La fe se vive y se comparte

 

Estamos en el Año de la fe y quiero animar y alentar, a todos, para que este año nos ayude a vivir con mayor esplendor el regalo de la fe. También mi convencimiento de que la fe es para vivirla y compartirla, como nos ha recordado el Papa Benedicto XVI, en su mensaje del Domund de este año.

03/12/12 12:14 AM


Hemos de vivir agradecidos por el don de la fe que se nos ha dado y, siguiendo el ejemplo de san Francisco Javier, comunicarlo a todos los hombres y mujeres de la tierra. Se trata de llevar el amor de Dios que hemos conocido en Jesucristo. Como nos han dicho los obispos en el último Sínodo: “En la persona de Jesús se revela el misterio de amor de Dios Padre por la entera familia humana”. 

Antes de anunciar la fe conviene estar en gracia de Dios, es decir, vivir en la perfección de la caridad. Una luz brilla cuando luce y ésta es la esencia de su exposición. Quien anuncia el evangelio no lo vivifica por las simples palabras que pronuncia sino por la Luz que lleva dentro. Las palabras serán bien acogidas si coinciden con lo que se vive. Se convence más por el testimonio de la caridad que con las palabras. La nueva evangelización será bien acogida si se patentiza con el testimonio. 

San Pablo lo explica muy bien en el himno a la caridad: “Aunque hablara las lenguas más arcanas y de los ángeles, si no tengo amor, soy como una campana que suena o címbalo que retiñe. Y aunque tuviera el don de hablar en nombre de Dios y conociera todos los misterios y toda la ciencia; y aunque mi fe fuese tan grande como para trasladar montañas, si no tengo amor, nada soy. Y aunque repartiera todos mis bienes a los pobres y entregara mi cuerpo a las llamas, si no tengo amor, de nada me sirve” (1Cor 13,1-3). 

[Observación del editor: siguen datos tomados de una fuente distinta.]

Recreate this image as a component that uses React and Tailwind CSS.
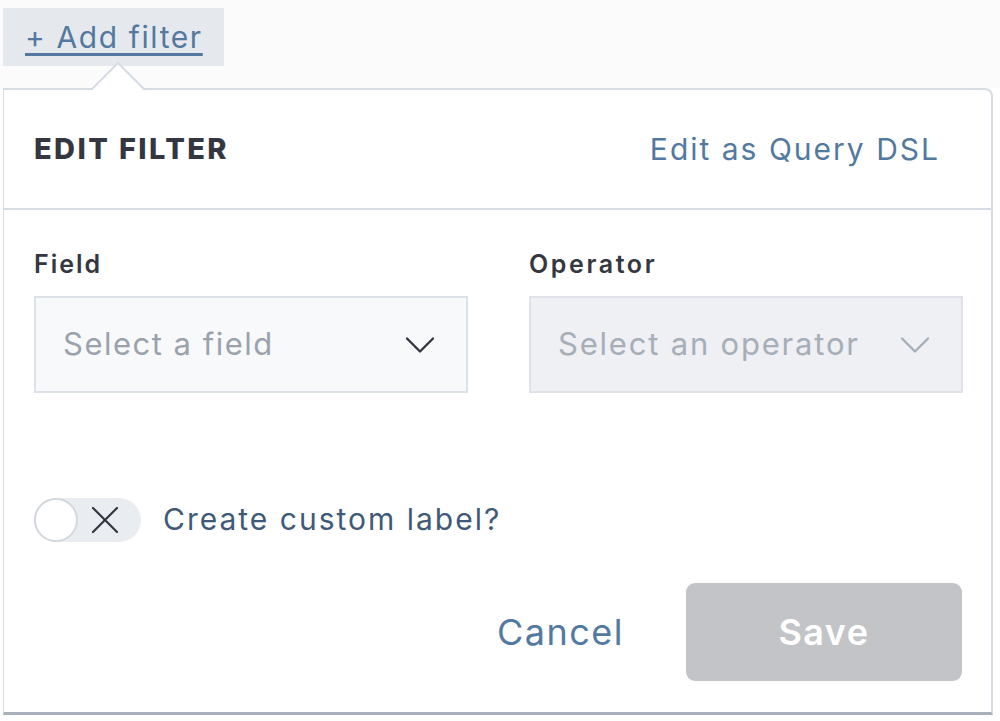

Hemos de pedir al Señor que nos renueve. Estaremos a la altura del evangelio y de la llamada de Jesucristo en el momento que la conversión del corazón se haga viva y presente en nuestras vidas. Por eso hoy se nos pide mayor conversión y penitencia a la hora de evangelizar. De nada nos serviría hablar de Jesucristo si no le dejamos espacio en nuestro interior y en medio de nosotros. La enseñanza de la Iglesia, a través de los siglos, habla de cuatro Sagrarios: La conciencia (donde Dios habita y habla), la comunidad (donde él está presente), la Eucaristía (presencia sacramental por excelencia de Jesucristo) y los pobres (donde él se hace presente místicamente: “tuve hambre y me diste de comer”). La Beata Madre Teresa de Calcuta después de la comunión Eucarística decía: “¡Qué grande es Jesucristo que se nos hace Pan para alimentarnos y qué grandes son los pobres donde le podemos alimentar a Él!” 

No nos ha dejado huérfanos sino que vive entre nosotros. La fuerza de su Espíritu puede renovarnos y renovar a la Iglesia para que siga brillando Jesucristo y nos dejemos transformar por él. La conversión requiere una purificación puesto que, muchas veces, somos esclavos de nuestras limitaciones y pecados. No hay lugar para el pesimismo en las mentes y en los corazones de aquellos que saben que su Señor ha vencido a la muerte y al pecado y que su Espíritu actúa con fuerza en la historia. Hoy también sigue actuando en medio de su Iglesia a través de los signos sacramentales del perdón y de la sanación (penitencia y unción de enfermos) y de la predicación evangelizadora. 

Desde esta experiencia se ha de evangelizar e ir a aquellos que aún no conocen esta gran riqueza: la persona de Jesucristo y el gran regalo de su Vida. Nuestro corazón ha de ser universal, abierto al mundo. No podemos descansar hasta el día en que todos conozcan esta gran riqueza. La Iglesia tiene la tarea de evangelizar, de anunciar el Mensaje de salvación a los hombres que aún no conocen a Jesucristo. “La Iglesia ora y trabaja a un tiempo para que la totalidad del mundo se incorpore al pueblo de Dios, Cuerpo del Señor y Templo del Espíritu Santo, y en Cristo, Cabeza de todos, se rinda todo honor y gloria al Creador y Padre universal” (Vaticano II, Lumen Gentium, nº 17). 

Con este estilo de vida lo realizó San Francisco Javier y así lo deseamos para nosotros en nuestra Iglesia de Navarra. No pensemos sólo en Navarra, sino en el mundo entero, porque nuestra misión no acaba en nuestra Diócesis. Nos lo recuerdan nuestros misioneros. Tengamos un recuerdo especial por los misioneros que están trabajando en los lugares más recónditos de la tierra. De modo especial los recordaremos el día 3 de diciembre, fiesta de San Francisco Javier.